**Task to complete:**
Return all of the data exactly, with nothing left out but the pictures.

**Information supplied:**
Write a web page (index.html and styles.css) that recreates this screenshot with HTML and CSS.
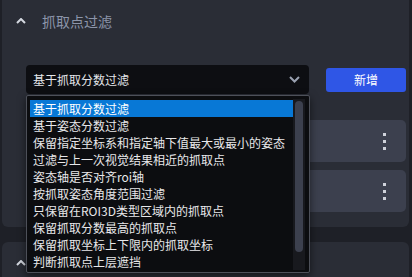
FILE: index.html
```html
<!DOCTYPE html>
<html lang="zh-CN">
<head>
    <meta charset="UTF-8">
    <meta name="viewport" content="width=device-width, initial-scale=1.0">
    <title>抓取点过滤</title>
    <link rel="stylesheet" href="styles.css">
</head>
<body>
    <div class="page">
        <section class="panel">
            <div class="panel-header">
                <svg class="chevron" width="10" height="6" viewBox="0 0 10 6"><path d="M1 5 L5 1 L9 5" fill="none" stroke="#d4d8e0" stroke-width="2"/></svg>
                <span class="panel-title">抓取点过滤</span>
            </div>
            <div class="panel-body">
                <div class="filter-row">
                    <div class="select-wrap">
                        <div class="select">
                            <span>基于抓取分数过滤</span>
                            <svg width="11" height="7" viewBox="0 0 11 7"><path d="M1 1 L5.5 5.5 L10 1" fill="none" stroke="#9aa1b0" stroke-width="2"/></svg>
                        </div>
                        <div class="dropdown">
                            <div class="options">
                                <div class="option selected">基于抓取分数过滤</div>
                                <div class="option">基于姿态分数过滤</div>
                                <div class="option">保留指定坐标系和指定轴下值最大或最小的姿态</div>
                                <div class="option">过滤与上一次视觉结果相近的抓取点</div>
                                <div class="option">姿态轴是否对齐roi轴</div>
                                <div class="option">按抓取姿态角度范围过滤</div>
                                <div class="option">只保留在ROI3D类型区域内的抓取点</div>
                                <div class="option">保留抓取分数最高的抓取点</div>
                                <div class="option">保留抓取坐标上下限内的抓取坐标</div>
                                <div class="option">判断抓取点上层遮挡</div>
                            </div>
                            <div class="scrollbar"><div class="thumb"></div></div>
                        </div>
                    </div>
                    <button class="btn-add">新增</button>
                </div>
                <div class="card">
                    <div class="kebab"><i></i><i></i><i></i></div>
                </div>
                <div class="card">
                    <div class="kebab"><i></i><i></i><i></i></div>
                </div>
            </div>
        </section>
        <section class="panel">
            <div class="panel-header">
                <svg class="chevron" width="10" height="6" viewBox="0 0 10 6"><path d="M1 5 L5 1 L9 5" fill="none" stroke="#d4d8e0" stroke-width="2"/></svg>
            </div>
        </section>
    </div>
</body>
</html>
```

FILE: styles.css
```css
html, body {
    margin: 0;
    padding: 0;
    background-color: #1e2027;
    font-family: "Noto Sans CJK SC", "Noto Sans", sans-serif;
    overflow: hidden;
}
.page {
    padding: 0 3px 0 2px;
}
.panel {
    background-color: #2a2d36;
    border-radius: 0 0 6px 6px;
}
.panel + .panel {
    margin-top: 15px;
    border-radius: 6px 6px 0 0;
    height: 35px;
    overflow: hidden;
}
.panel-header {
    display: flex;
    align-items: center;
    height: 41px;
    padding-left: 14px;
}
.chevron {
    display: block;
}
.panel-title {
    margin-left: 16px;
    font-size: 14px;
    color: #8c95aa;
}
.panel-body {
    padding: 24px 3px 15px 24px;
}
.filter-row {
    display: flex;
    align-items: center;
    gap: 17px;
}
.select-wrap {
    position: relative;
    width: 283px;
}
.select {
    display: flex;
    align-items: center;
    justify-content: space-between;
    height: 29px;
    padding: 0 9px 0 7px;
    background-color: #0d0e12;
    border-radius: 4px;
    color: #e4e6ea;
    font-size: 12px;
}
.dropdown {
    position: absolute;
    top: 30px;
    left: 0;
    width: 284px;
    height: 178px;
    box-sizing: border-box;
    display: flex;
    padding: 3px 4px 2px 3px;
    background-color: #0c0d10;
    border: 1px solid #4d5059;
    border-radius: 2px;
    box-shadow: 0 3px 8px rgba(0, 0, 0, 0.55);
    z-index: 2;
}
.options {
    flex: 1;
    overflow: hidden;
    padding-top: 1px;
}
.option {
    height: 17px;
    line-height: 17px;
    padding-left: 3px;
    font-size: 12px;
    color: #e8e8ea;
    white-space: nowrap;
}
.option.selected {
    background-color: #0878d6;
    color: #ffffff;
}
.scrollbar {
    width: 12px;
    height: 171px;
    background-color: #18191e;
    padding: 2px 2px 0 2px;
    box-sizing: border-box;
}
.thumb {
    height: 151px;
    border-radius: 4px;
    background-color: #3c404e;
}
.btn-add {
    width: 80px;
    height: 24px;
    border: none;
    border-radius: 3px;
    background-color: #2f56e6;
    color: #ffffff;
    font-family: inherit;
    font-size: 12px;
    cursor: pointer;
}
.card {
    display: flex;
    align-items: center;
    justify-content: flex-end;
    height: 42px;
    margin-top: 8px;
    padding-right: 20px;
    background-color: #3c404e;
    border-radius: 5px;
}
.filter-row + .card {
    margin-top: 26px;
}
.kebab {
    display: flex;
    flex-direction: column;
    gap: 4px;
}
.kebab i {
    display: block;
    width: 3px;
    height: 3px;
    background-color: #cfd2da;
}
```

**Answer below:**
Write a web page (index.html and styles.css) that recreates this screenshot with HTML and CSS.
FILE: index.html
```html
<!DOCTYPE html>
<html lang="zh-CN">
<head>
    <meta charset="UTF-8">
    <meta name="viewport" content="width=device-width, initial-scale=1.0">
    <title>抓取点过滤</title>
    <link rel="stylesheet" href="styles.css">
</head>
<body>
    <div class="page">
        <section class="panel">
            <div class="panel-header">
                <svg class="chevron" width="10" height="6" viewBox="0 0 10 6"><path d="M1 5 L5 1 L9 5" fill="none" stroke="#d4d8e0" stroke-width="2"/></svg>
                <span class="panel-title">抓取点过滤</span>
            </div>
            <div class="panel-body">
                <div class="filter-row">
                    <div class="select-wrap">
                        <div class="select">
                            <span>基于抓取分数过滤</span>
                            <svg width="11" height="7" viewBox="0 0 11 7"><path d="M1 1 L5.5 5.5 L10 1" fill="none" stroke="#9aa1b0" stroke-width="2"/></svg>
                        </div>
                        <div class="dropdown">
                            <div class="options">
                                <div class="option selected">基于抓取分数过滤</div>
                                <div class="option">基于姿态分数过滤</div>
                                <div class="option">保留指定坐标系和指定轴下值最大或最小的姿态</div>
                                <div class="option">过滤与上一次视觉结果相近的抓取点</div>
                                <div class="option">姿态轴是否对齐roi轴</div>
                                <div class="option">按抓取姿态角度范围过滤</div>
                                <div class="option">只保留在ROI3D类型区域内的抓取点</div>
                                <div class="option">保留抓取分数最高的抓取点</div>
                                <div class="option">保留抓取坐标上下限内的抓取坐标</div>
                                <div class="option">判断抓取点上层遮挡</div>
                            </div>
                            <div class="scrollbar"><div class="thumb"></div></div>
                        </div>
                    </div>
                    <button class="btn-add">新增</button>
                </div>
                <div class="card">
                    <div class="kebab"><i></i><i></i><i></i></div>
                </div>
                <div class="card">
                    <div class="kebab"><i></i><i></i><i></i></div>
                </div>
            </div>
        </section>
        <section class="panel">
            <div class="panel-header">
                <svg class="chevron" width="10" height="6" viewBox="0 0 10 6"><path d="M1 5 L5 1 L9 5" fill="none" stroke="#d4d8e0" stroke-width="2"/></svg>
            </div>
        </section>
    </div>
</body>
</html>
```

FILE: styles.css
```css
html, body {
    margin: 0;
    padding: 0;
    background-color: #1e2027;
    font-family: "Noto Sans CJK SC", "Noto Sans", sans-serif;
    overflow: hidden;
}
.page {
    padding: 0 3px 0 2px;
}
.panel {
    background-color: #2a2d36;
    border-radius: 0 0 6px 6px;
}
.panel + .panel {
    margin-top: 15px;
    border-radius: 6px 6px 0 0;
    height: 35px;
    overflow: hidden;
}
.panel-header {
    display: flex;
    align-items: center;
    height: 41px;
    padding-left: 14px;
}
.chevron {
    display: block;
}
.panel-title {
    margin-left: 16px;
    font-size: 14px;
    color: #8c95aa;
}
.panel-body {
    padding: 24px 3px 15px 24px;
}
.filter-row {
    display: flex;
    align-items: center;
    gap: 17px;
}
.select-wrap {
    position: relative;
    width: 283px;
}
.select {
    display: flex;
    align-items: center;
    justify-content: space-between;
    height: 29px;
    padding: 0 9px 0 7px;
    background-color: #0d0e12;
    border-radius: 4px;
    color: #e4e6ea;
    font-size: 12px;
}
.dropdown {
    position: absolute;
    top: 30px;
    left: 0;
    width: 284px;
    height: 178px;
    box-sizing: border-box;
    display: flex;
    padding: 3px 4px 2px 3px;
    background-color: #0c0d10;
    border: 1px solid #4d5059;
    border-radius: 2px;
    box-shadow: 0 3px 8px rgba(0, 0, 0, 0.55);
    z-index: 2;
}
.options {
    flex: 1;
    overflow: hidden;
    padding-top: 1px;
}
.option {
    height: 17px;
    line-height: 17px;
    padding-left: 3px;
    font-size: 12px;
    color: #e8e8ea;
    white-space: nowrap;
}
.option.selected {
    background-color: #0878d6;
    color: #ffffff;
}
.scrollbar {
    width: 12px;
    height: 171px;
    background-color: #18191e;
    padding: 2px 2px 0 2px;
    box-sizing: border-box;
}
.thumb {
    height: 151px;
    border-radius: 4px;
    background-color: #3c404e;
}
.btn-add {
    width: 80px;
    height: 24px;
    border: none;
    border-radius: 3px;
    background-color: #2f56e6;
    color: #ffffff;
    font-family: inherit;
    font-size: 12px;
    cursor: pointer;
}
.card {
    display: flex;
    align-items: center;
    justify-content: flex-end;
    height: 42px;
    margin-top: 8px;
    padding-right: 20px;
    background-color: #3c404e;
    border-radius: 5px;
}
.filter-row + .card {
    margin-top: 26px;
}
.kebab {
    display: flex;
    flex-direction: column;
    gap: 4px;
}
.kebab i {
    display: block;
    width: 3px;
    height: 3px;
    background-color: #cfd2da;
}
```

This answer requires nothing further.